→ DIRECTIVE: Reproduce the material below line by line, beginning with its first line and ending with the line that contains "const HOLIDAYS = [6, 7, 13, 14, 15];"; leave out pictures.

→ SOURCE EXCERPT:
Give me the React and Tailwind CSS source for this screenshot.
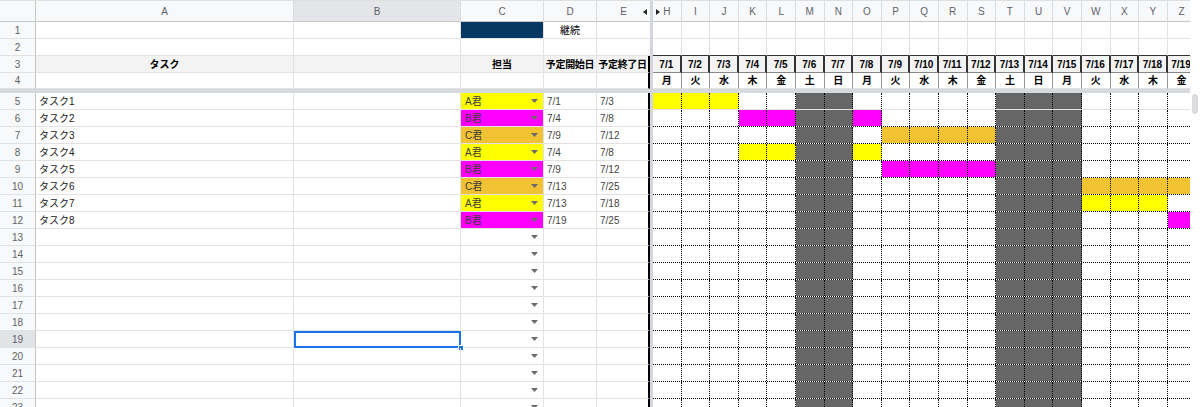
import React from 'react';

const DAYS = Array.from({ length: 19 }, (_, i) => i + 1);
const LETTERS = 'HIJKLMNOPQRSTUVWXYZ'.split('');
const DOW = ['月', '火', '水', '木', '金', '土', '日'];
const HOLIDAYS = [6, 7, 13, 14, 15];

const FILL = {
  A: 'bg-[#ffff00]',
  B: 'bg-[#ff00ff]',
  C: 'bg-[#f1c232]',
};

const tasks = [
  { name: 'タスク1', who: 'A', start: 1, end: 3 },
  { name: 'タスク2', who: 'B', start: 4, end: 8 },
  { name: 'タスク3', who: 'C', start: 9, end: 12 },
  { name: 'タスク4', who: 'A', start: 4, end: 8 },
  { name: 'タスク5', who: 'B', start: 9, end: 12 },
  { name: 'タスク6', who: 'C', start: 13, end: 25 },
  { name: 'タスク7', who: 'A', start: 13, end: 18 },
  { name: 'タスク8', who: 'B', start: 19, end: 25 },
];

const rowNumClass =
  'w-[36px] shrink-0 flex items-center justify-center border-r border-b border-r-[#c4c7c5] border-b-[#e2e2e2] text-[10px] text-[#5f6368]';
const cell = 'shrink-0 flex items-center border-r border-b border-[#e2e2e2]';

const Caret = () => (
  <svg width="7" height="4" viewBox="0 0 7 4" className="shrink-0">
    <path d="M0 0h7L3.5 4z" fill="#6b6b6b" />
  </svg>
);

const HeaderRow = () => (
  <div className="flex h-[21px] bg-[#f8f9fa] text-[10px] text-[#5f6368]">
    <div className="w-[36px] shrink-0 border-r border-b border-r-[#c4c7c5] border-b-[#c4c7c5]" />
    <div className="w-[258px] shrink-0 flex items-center justify-center border-r border-b border-r-[#dadce0] border-b-[#c4c7c5]">A</div>
    <div className="w-[167px] shrink-0 flex items-center justify-center border-r border-b border-r-[#dadce0] border-b-[#c4c7c5] bg-[#e3e5e8]">B</div>
    <div className="w-[83px] shrink-0 flex items-center justify-center border-r border-b border-r-[#dadce0] border-b-[#c4c7c5]">C</div>
    <div className="w-[53px] shrink-0 flex items-center justify-center border-r border-b border-r-[#dadce0] border-b-[#c4c7c5]">D</div>
    <div className="relative w-[53px] shrink-0 flex items-center justify-center border-b border-b-[#c4c7c5]">
      E
      <svg width="4" height="6" viewBox="0 0 4 6" className="absolute right-[3px] top-[8px]">
        <path d="M4 0v6L0 3z" fill="#222" />
      </svg>
    </div>
    <div className="w-[3px] shrink-0 bg-[#d3d6db]" />
    {LETTERS.map((l, i) => (
      <div
        key={l}
        className="relative w-[28.6px] shrink-0 flex items-center justify-center border-r border-b border-r-[#dadce0] border-b-[#c4c7c5]"
      >
        {i === 0 && (
          <svg width="4" height="6" viewBox="0 0 4 6" className="absolute left-[3px] top-[8px]">
            <path d="M0 0v6L4 3z" fill="#222" />
          </svg>
        )}
        {l}
      </div>
    ))}
  </div>
);

const TopRow = ({ num, height, children, gantt }) => (
  <div className={`flex ${height}`}>
    <div className={`${rowNumClass} bg-[#f8f9fa]`}>{num}</div>
    {children}
    <div className="w-[3px] shrink-0 bg-[#d3d6db]" />
    {DAYS.map((d) => gantt(d))}
  </div>
);

const DataRow = ({ row, task }) => {
  const selected = row === 19;
  return (
    <div className="flex h-[17px]">
      <div className={`${rowNumClass} ${selected ? 'bg-[#e1e3e6]' : 'bg-[#f8f9fa]'}`}>{row}</div>
      <div className={`${cell} w-[258px] px-[3px] text-[#222]`}>{task?.name}</div>
      <div className={`${cell} relative w-[167px]`}>
        {selected && (
          <>
            <div className="absolute left-0 top-0 right-[-1px] bottom-[-1px] border-2 border-[#1a73e8]" />
            <div className="absolute right-[-4px] bottom-[-4px] w-[6px] h-[6px] bg-[#1a73e8] border border-white" />
          </>
        )}
      </div>
      <div
        className={`${cell} w-[83px] justify-between pl-[4px] pr-[5px] text-[#3c3c3c] ${task ? FILL[task.who] : ''}`}
      >
        <span>{task ? `${task.who}君` : ''}</span>
        <Caret />
      </div>
      <div className={`${cell} w-[53px] px-[3px] text-[#444]`}>{task ? `7/${task.start}` : ''}</div>
      <div className="w-[53px] shrink-0 flex items-center px-[3px] border-r-2 border-b border-r-black border-b-[#e2e2e2] text-[#444]">
        {task ? `7/${task.end}` : ''}
      </div>
      <div className="w-[3px] shrink-0 bg-[#d3d6db]" />
      <div
        className={`flex shrink-0 border-b ${row === 5 ? 'border-[#e2e2e2]' : 'border-dotted border-black'}`}
      >
        {DAYS.map((d) => {
          const holiday = HOLIDAYS.includes(d);
          const on = task && d >= task.start && d <= task.end;
          const bg = holiday ? 'bg-[#666666]' : on ? FILL[task.who] : '';
          return <div key={d} className={`w-[28.6px] shrink-0 border-r border-dotted border-black ${bg}`} />;
        })}
      </div>
    </div>
  );
};

export default function App() {
  const rows = Array.from({ length: 19 }, (_, i) => i + 5);

  return (
    <div className="relative w-[1200px] h-[407px] overflow-hidden bg-white font-['Liberation_Sans','Noto_Sans_CJK_JP',sans-serif] text-[10px] text-[#222]">
      <div className="flex w-max flex-col border-t border-[#e0e0e0]">
        <HeaderRow />

        {/* row 1 */}
        <TopRow
          num={1}
          height="h-[17px]"
          gantt={(d) => <div key={d} className={`${cell} w-[28.6px]`} />}
        >
          <div className={`${cell} w-[258px]`} />
          <div className={`${cell} w-[167px]`} />
          <div className={`${cell} w-[83px] bg-[#073763]`} />
          <div className={`${cell} w-[53px] justify-center text-black`}>継続</div>
          <div className="w-[53px] shrink-0 border-b border-[#e2e2e2]" />
        </TopRow>

        {/* row 2 */}
        <TopRow
          num={2}
          height="h-[17px]"
          gantt={(d) => (
            <div key={d} className="w-[28.6px] shrink-0 border-r border-b border-r-[#e2e2e2] border-b-[#333]" />
          )}
        >
          <div className={`${cell} w-[258px]`} />
          <div className={`${cell} w-[167px]`} />
          <div className={`${cell} w-[83px]`} />
          <div className={`${cell} w-[53px]`} />
          <div className="w-[53px] shrink-0 border-b border-[#e2e2e2]" />
        </TopRow>

        {/* row 3: headings and dates */}
        <TopRow
          num={3}
          height="h-[17px]"
          gantt={(d) => (
            <div
              key={d}
              className="w-[28.6px] shrink-0 flex items-center justify-center bg-[#f3f3f3] border-r-2 border-b border-r-[#333] border-b-[#888] font-bold text-black"
            >
              7/{d}
            </div>
          )}
        >
          <div className={`${cell} w-[258px] justify-center bg-[#f3f3f3] font-bold text-black`}>タスク</div>
          <div className={`${cell} w-[167px] bg-[#f3f3f3]`} />
          <div className={`${cell} w-[83px] justify-center bg-[#f3f3f3] font-bold text-black`}>担当</div>
          <div className={`${cell} w-[53px] justify-center bg-[#f3f3f3] font-bold text-black tracking-[-0.3px]`}>予定開始日</div>
          <div className="w-[53px] shrink-0 flex items-center justify-center bg-[#f3f3f3] border-r-2 border-b border-r-black border-b-[#e2e2e2] font-bold text-black tracking-[-0.3px]">
            予定終了日
          </div>
        </TopRow>

        {/* row 4: day of week */}
        <TopRow
          num={4}
          height="h-[16px]"
          gantt={(d) => (
            <div
              key={d}
              className="w-[28.6px] shrink-0 flex items-center justify-center border-r border-b border-r-[#999] border-b-[#e2e2e2] font-bold text-black"
            >
              {DOW[(d - 1) % 7]}
            </div>
          )}
        >
          <div className={`${cell} w-[258px]`} />
          <div className={`${cell} w-[167px]`} />
          <div className={`${cell} w-[83px]`} />
          <div className={`${cell} w-[53px]`} />
          <div className="w-[53px] shrink-0 border-r-2 border-b border-r-black border-b-[#e2e2e2]" />
        </TopRow>

        {/* frozen rows divider */}
        <div className="h-[4px] bg-[#d6d9de]" />

        {rows.map((r) => (
          <DataRow key={r} row={r} task={tasks[r - 5]} />
        ))}
      </div>

      {/* vertical scrollbar */}
      <div className="absolute top-0 right-0 h-full w-[10px] bg-white">
        <div className="absolute top-[94px] right-[2px] h-[20px] w-[6px] rounded-full bg-[#dadce0]" />
      </div>
    </div>
  );
}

→ TASK SOLUTION:
Give me the React and Tailwind CSS source for this screenshot.
import React from 'react';

const DAYS = Array.from({ length: 19 }, (_, i) => i + 1);
const LETTERS = 'HIJKLMNOPQRSTUVWXYZ'.split('');
const DOW = ['月', '火', '水', '木', '金', '土', '日'];
const HOLIDAYS = [6, 7, 13, 14, 15];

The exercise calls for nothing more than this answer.